Date of Award


Degree Type


Degree Name

Master of Arts (MA)



First Advisor

Dr. Erin Tone

Second Advisor

Dr. Page Anderson

Third Advisor

Dr. Heather Kleider-Offutt


Threatening faces draw our attention with particular speed, a phenomenon commonly documented using behavioral measures such as the facial dot probe task. However, other aspects of the face that such tasks often fail to take into account, such as characteristics that signal race, also may influence threat perception. If dot probe tasks are to continue to serve as key measures of threat bias in research, we must understand whether and how the facial contexts in which angry expressions appear influence people’s attention to those expressions.

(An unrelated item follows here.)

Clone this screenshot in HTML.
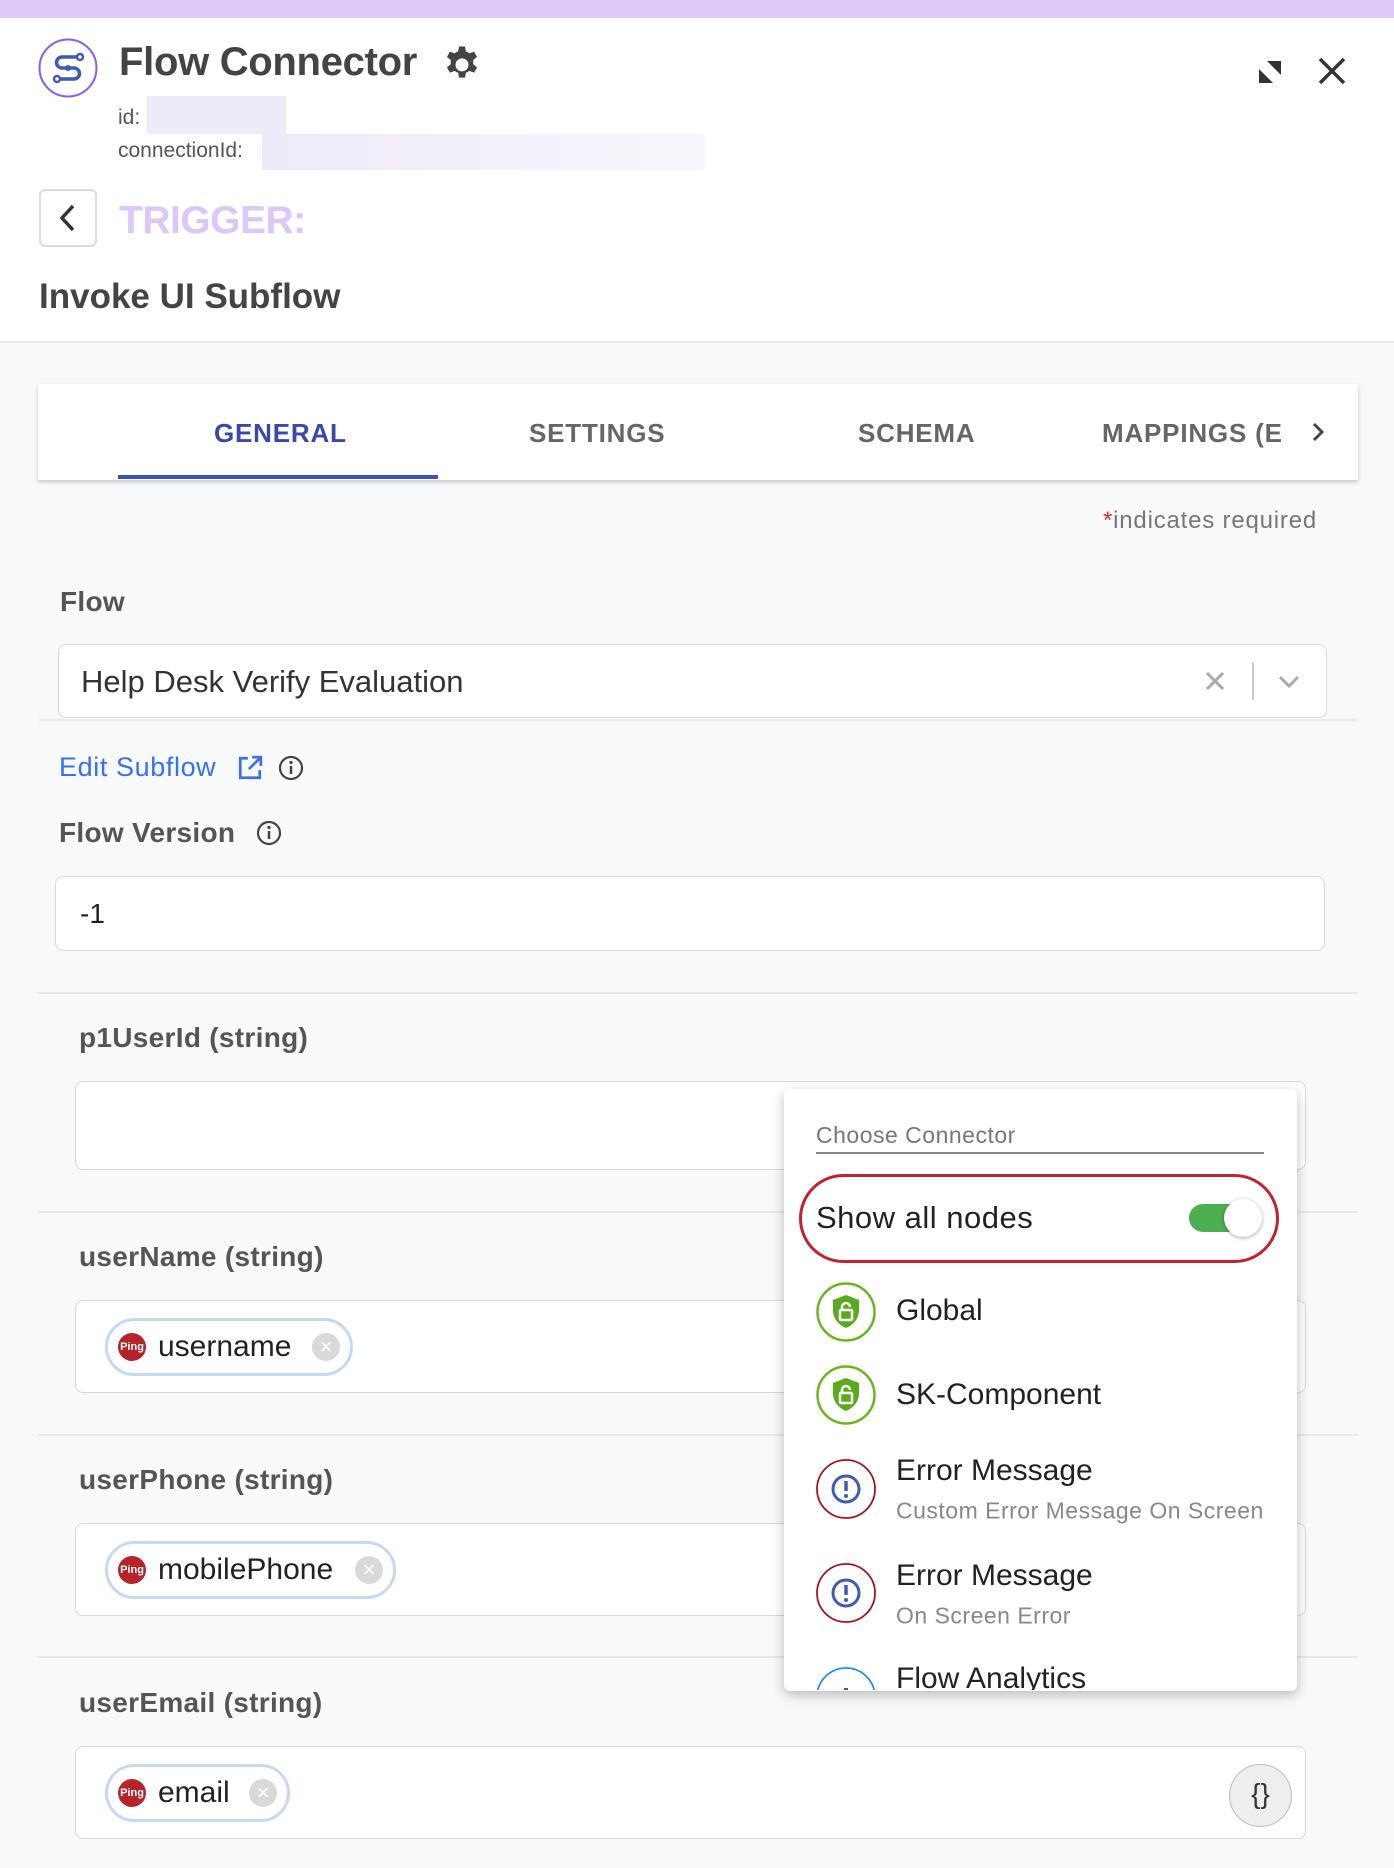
<!DOCTYPE html>
<html><head><meta charset="utf-8"><style>
*{box-sizing:border-box;margin:0;padding:0}
body{width:1394px;height:1868px;overflow:hidden;background:#f8f9fa;font-family:"Liberation Sans",sans-serif;position:relative;color:#333}
.a{position:absolute}
.lbl{position:absolute;font-size:28px;font-weight:bold;color:#555;transform:translateY(-50%);letter-spacing:.3px}
.inp{position:absolute;background:#fff;border:1.5px solid #d6d8dc;border-radius:8px}
.sep{position:absolute;left:38px;width:1320px;height:2px;background:#e6e8ec}
.chip{position:absolute;height:58px;border:3px solid #c7d9f0;border-radius:30px;background:#fff;display:flex;align-items:center;padding-left:10px;font-size:30px;color:#222}
.ping{width:28px;height:28px;border-radius:50%;background:#b5232b;color:#fff;font-size:11px;font-weight:bold;display:flex;align-items:center;justify-content:center;margin-right:12px}
.cx{position:absolute;width:28px;height:28px;border-radius:50%;background:#d9d9d9;color:#fff;font-size:22px;line-height:28px;text-align:center;top:12px}
.row{position:absolute;left:896px;font-size:30px;color:#222;transform:translateY(-50%)}
.sub{position:absolute;left:896px;font-size:23px;color:#888;transform:translateY(-50%);letter-spacing:.5px}
.tab{position:absolute;top:418px;font-size:26px;color:#666;letter-spacing:.8px;font-weight:600}
</style></head><body>
<div class="a" style="left:0;top:0;width:1394px;height:18px;background:#dfc9fa"></div>
<div class="a" style="left:0;top:18px;width:1394px;height:325px;background:#fff;border-bottom:2px solid #e8eaee"></div>
<svg class="a" style="left:38px;top:38px" width="60" height="60" viewBox="0 0 60 60"><circle cx="30" cy="30" r="28.5" fill="#fff" stroke="#8c5cf0" stroke-width="2"/><g fill="none" stroke="#3f5bb0" stroke-width="3.5" stroke-linecap="round"><path d="M42 19H24a5.5 5.5 0 0 0 0 11h12a5.5 5.5 0 0 1 0 11H19"/></g><circle cx="42" cy="19" r="3" fill="#fff" stroke="#3f5bb0" stroke-width="2.5"/><circle cx="19" cy="41" r="3" fill="#fff" stroke="#3f5bb0" stroke-width="2.5"/><circle cx="30" cy="30" r="3" fill="#3f5bb0"/></svg>
<div class="a" style="left:119px;top:40px;font-size:40px;font-weight:bold;color:#444;letter-spacing:-.3px">Flow Connector</div>
<svg class="a" style="left:441px;top:43px" width="42" height="42" viewBox="0 0 24 24"><path fill="#444" fill-rule="evenodd" d="M10.3 1.5h3.4l.5 2.8a8 8 0 0 1 2 1.1l2.7-1 1.7 3-2.2 1.8a8 8 0 0 1 0 2.4l2.2 1.8-1.7 3-2.7-1a8 8 0 0 1-2 1.1l-.5 2.8h-3.4l-.5-2.8a8 8 0 0 1-2-1.1l-2.7 1-1.7-3 2.2-1.8a8 8 0 0 1 0-2.4L3.4 7.4l1.7-3 2.7 1a8 8 0 0 1 2-1.1zM12 8.3a3.7 3.7 0 1 0 0 7.4 3.7 3.7 0 0 0 0-7.4z" transform="translate(0 0.5)"/></svg>
<div class="a" style="left:118px;top:106px;font-size:21px;color:#555">id:</div>
<div class="a" style="left:147px;top:96px;width:139px;height:38px;background:#efeaf8"></div>
<div class="a" style="left:118px;top:139px;font-size:21px;color:#555">connectionId:</div>
<div class="a" style="left:262px;top:134px;width:443px;height:36px;background:linear-gradient(90deg,#efeaf8,#f8f5fc)"></div>
<svg class="a" style="left:1259px;top:61px" width="22" height="22" viewBox="0 0 22 22"><path fill="#333" d="M8 0h14v14zM0 8l14 14H0z"/></svg>
<svg class="a" style="left:1316px;top:55px" width="32" height="32" viewBox="0 0 32 32"><path d="M4 4l24 24M28 4 4 28" stroke="#333" stroke-width="3.5"/></svg>
<div class="a" style="left:39px;top:189px;width:58px;height:58px;border:2px solid #d9dde3;border-radius:6px;background:#fff"></div>
<svg class="a" style="left:56px;top:203px" width="24" height="30" viewBox="0 0 24 30"><path d="M17 3 6 15l11 12" fill="none" stroke="#333" stroke-width="3.5"/></svg>
<div class="a" style="left:119px;top:199px;font-size:39px;font-weight:bold;color:#dcc8f8;letter-spacing:-.5px">TRIGGER:</div>
<div class="a" style="left:39px;top:277px;font-size:35px;font-weight:bold;color:#444">Invoke UI Subflow</div>

<div class="a" style="left:38px;top:384px;width:1320px;height:96px;background:#fff;box-shadow:0 2px 4px rgba(0,0,0,.2)"></div>
<div class="tab" style="left:214px;color:#3949ab">GENERAL</div>
<div class="tab" style="left:529px">SETTINGS</div>
<div class="tab" style="left:858px">SCHEMA</div>
<div class="tab" style="left:1102px;width:179px;overflow:hidden;white-space:nowrap">MAPPINGS (EDIT)</div>
<svg class="a" style="left:1308px;top:420px" width="20" height="24" viewBox="0 0 20 24"><path d="M6 4l8 8-8 8" fill="none" stroke="#444" stroke-width="3"/></svg>
<div class="a" style="left:118px;top:475px;width:320px;height:4px;background:#3f51b5"></div>

<div class="a" style="right:77px;top:507px;font-size:24px;color:#777;letter-spacing:.8px"><span style="color:#d32f2f">*</span>indicates required</div>
<div class="lbl" style="left:60px;top:602px">Flow</div>
<div class="inp" style="left:58px;top:644px;width:1269px;height:74px"></div>
<div class="a" style="left:81px;top:664px;font-size:31px;color:#333">Help Desk Verify Evaluation</div>
<svg class="a" style="left:1204px;top:670px" width="22" height="22" viewBox="0 0 22 22"><path d="M3 3l16 16M19 3 3 19" stroke="#aaa" stroke-width="3"/></svg>
<div class="a" style="left:1252px;top:662px;width:2px;height:38px;background:#ccc"></div>
<svg class="a" style="left:1277px;top:674px" width="24" height="16" viewBox="0 0 24 16"><path d="M3 3l9 9 9-9" fill="none" stroke="#aaa" stroke-width="3"/></svg>
<div class="a" style="left:38px;top:719px;width:1320px;height:2px;background:#e8eaee"></div>
<div class="a" style="left:59px;top:752px;font-size:27px;color:#3a6ff0;letter-spacing:.6px">Edit Subflow</div>
<svg class="a" style="left:237px;top:755px" width="26" height="26" viewBox="0 0 24 24"><path d="M10 3H3v18h18v-7" fill="none" stroke="#3a6ff0" stroke-width="2.5"/><path d="M14 2h8v8M22 2 11 13" fill="none" stroke="#3a6ff0" stroke-width="2.5"/></svg>
<svg class="a" style="left:278px;top:755px" width="26" height="26" viewBox="0 0 26 26"><circle cx="13" cy="13" r="11" fill="none" stroke="#444" stroke-width="2.2"/><path d="M13 11v8" stroke="#444" stroke-width="2.5"/><circle cx="13" cy="7.5" r="1.6" fill="#444"/></svg>
<div class="lbl" style="left:59px;top:833px">Flow Version</div>
<svg class="a" style="left:256px;top:820px" width="26" height="26" viewBox="0 0 26 26"><circle cx="13" cy="13" r="11" fill="none" stroke="#444" stroke-width="2.2"/><path d="M13 11v8" stroke="#444" stroke-width="2.5"/><circle cx="13" cy="7.5" r="1.6" fill="#444"/></svg>
<div class="inp" style="left:55px;top:876px;width:1270px;height:75px"></div>
<div class="a" style="left:80px;top:898px;font-size:28px;color:#222">-1</div>
<div class="sep" style="top:992px"></div>

<div class="lbl" style="left:79px;top:1038px">p1UserId (string)</div>
<div class="inp" style="left:75px;top:1081px;width:1231px;height:89px"></div>
<div class="sep" style="top:1211px"></div>
<div class="lbl" style="left:79px;top:1257px">userName (string)</div>
<div class="inp" style="left:75px;top:1300px;width:1231px;height:93px"></div>
<div class="chip" style="left:105px;top:1318px;width:248px"><div class="ping">Ping</div>username<div class="cx" style="left:204px">×</div></div>
<div class="sep" style="top:1434px"></div>
<div class="lbl" style="left:79px;top:1480px">userPhone (string)</div>
<div class="inp" style="left:75px;top:1523px;width:1231px;height:93px"></div>
<div class="chip" style="left:105px;top:1541px;width:291px"><div class="ping">Ping</div>mobilePhone<div class="cx" style="left:247px">×</div></div>
<div class="sep" style="top:1656px"></div>
<div class="lbl" style="left:79px;top:1703px">userEmail (string)</div>
<div class="inp" style="left:75px;top:1746px;width:1231px;height:93px"></div>
<div class="chip" style="left:105px;top:1764px;width:185px"><div class="ping">Ping</div>email<div class="cx" style="left:141px">×</div></div>
<div class="a" style="left:1229px;top:1764px;width:63px;height:63px;border-radius:50%;background:#eee;border:1.5px solid #bbb;font-size:28px;text-align:center;line-height:58px;color:#333">{}</div>

<div class="a" style="left:784px;top:1089px;width:513px;height:602px;background:#fff;border-radius:6px;box-shadow:0 4px 12px rgba(0,0,0,.25);overflow:hidden">
</div>
<div class="a" style="left:816px;top:1122px;font-size:23px;color:#777;letter-spacing:.5px">Choose Connector</div>
<div class="a" style="left:816px;top:1152px;width:448px;height:1.5px;background:#888"></div>
<div class="a" style="left:799px;top:1174px;width:480px;height:89px;border:3.5px solid #c0222f;border-radius:45px"></div>
<div class="a" style="left:816px;top:1200px;font-size:31px;color:#222;letter-spacing:.5px">Show all nodes</div>
<div class="a" style="left:1189px;top:1204px;width:58px;height:28px;border-radius:14px;background:#4caf50"></div>
<div class="a" style="left:1224px;top:1199px;width:38px;height:38px;border-radius:50%;background:#fff;box-shadow:0 1px 4px rgba(0,0,0,.35)"></div>
<svg class="a" style="left:815px;top:1281px" width="62" height="62" viewBox="0 0 62 62"><circle cx="31" cy="31" r="28.5" fill="#fff" stroke="#6cb521" stroke-width="2.5"/><path d="M31 14l13 5v10c0 9-6 15-13 18-7-3-13-9-13-18V19z" fill="#5aaa1e"/><rect x="25" y="29" width="12" height="10" rx="1" fill="none" stroke="#fff" stroke-width="2.5"/><path d="M27 29v-3a4 4 0 0 1 8 0" fill="none" stroke="#fff" stroke-width="2.5"/></svg>
<div class="row" style="top:1311px">Global</div>
<svg class="a" style="left:815px;top:1364px" width="62" height="62" viewBox="0 0 62 62"><circle cx="31" cy="31" r="28.5" fill="#fff" stroke="#6cb521" stroke-width="2.5"/><path d="M31 14l13 5v10c0 9-6 15-13 18-7-3-13-9-13-18V19z" fill="#5aaa1e"/><rect x="25" y="29" width="12" height="10" rx="1" fill="none" stroke="#fff" stroke-width="2.5"/><path d="M27 29v-3a4 4 0 0 1 8 0" fill="none" stroke="#fff" stroke-width="2.5"/></svg>
<div class="row" style="top:1395px">SK-Component</div>
<svg class="a" style="left:815px;top:1458px" width="62" height="62" viewBox="0 0 62 62"><circle cx="31" cy="31" r="29" fill="#fff" stroke="#a3161f" stroke-width="1.8"/><circle cx="31" cy="31" r="13" fill="none" stroke="#3f5bb0" stroke-width="3"/><path d="M31 23v10" stroke="#3f5bb0" stroke-width="3.5"/><circle cx="31" cy="38" r="2" fill="#3f5bb0"/></svg>
<div class="row" style="top:1471px">Error Message</div>
<div class="sub" style="top:1511px">Custom Error Message On Screen</div>
<svg class="a" style="left:815px;top:1562px" width="62" height="62" viewBox="0 0 62 62"><circle cx="31" cy="31" r="29" fill="#fff" stroke="#a3161f" stroke-width="1.8"/><circle cx="31" cy="31" r="13" fill="none" stroke="#3f5bb0" stroke-width="3"/><path d="M31 23v10" stroke="#3f5bb0" stroke-width="3.5"/><circle cx="31" cy="38" r="2" fill="#3f5bb0"/></svg>
<div class="row" style="top:1576px">Error Message</div>
<div class="sub" style="top:1616px">On Screen Error</div>
<div class="a" style="left:784px;top:1650px;width:513px;height:40px;overflow:hidden;border-radius:0 0 6px 6px">
<svg class="a" style="left:31px;top:16px" width="62" height="62" viewBox="0 0 62 62"><circle cx="31" cy="31" r="29" fill="#fff" stroke="#2a8fd8" stroke-width="1.8"/><path d="M31 22v6" stroke="#3f5bb0" stroke-width="4"/></svg>
<div class="a" style="left:112px;top:12px;font-size:30px;color:#222">Flow Analytics</div>
</div>
</body></html>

The current study examined the ways in which emotional expression and facial race signifiers interact to convey threat in individuals with varying levels of racial intergroup anxiety. I proposed that participant race would moderate the relationship between intergroup anxiety and attentional bias to White and Black stimulus faces. One hundred and sixteen participants (Black = 58; White = 58) completed a modified version of the facial dot probe task, as well as self-report measures encompassing intergroup anxiety and individual demographics. Results indicated that participant race did not significantly moderate the association between intergroup anxiety for Black or White threatening faces. However, key group differences in attentional biases for threat were evident. White participants, but not Black participants, displayed statistically significant biases toward Black threatening faces. Additionally, for White participants, but not Black participants, increases in intergroup anxiety were associated with increases in attentional bias for Black faces. These findings provide a first step toward understanding the influence that facial signals of race may have on attentional allocation for threat cues within the dot probe task. They also highlight the need for increased care when generalizing findings from dot probe studies to diverse populations. Suggestions for future research include investigating the potential contribution of implicit attitudes to attentional bias for outgroup threat and including gender as an intergroup variable.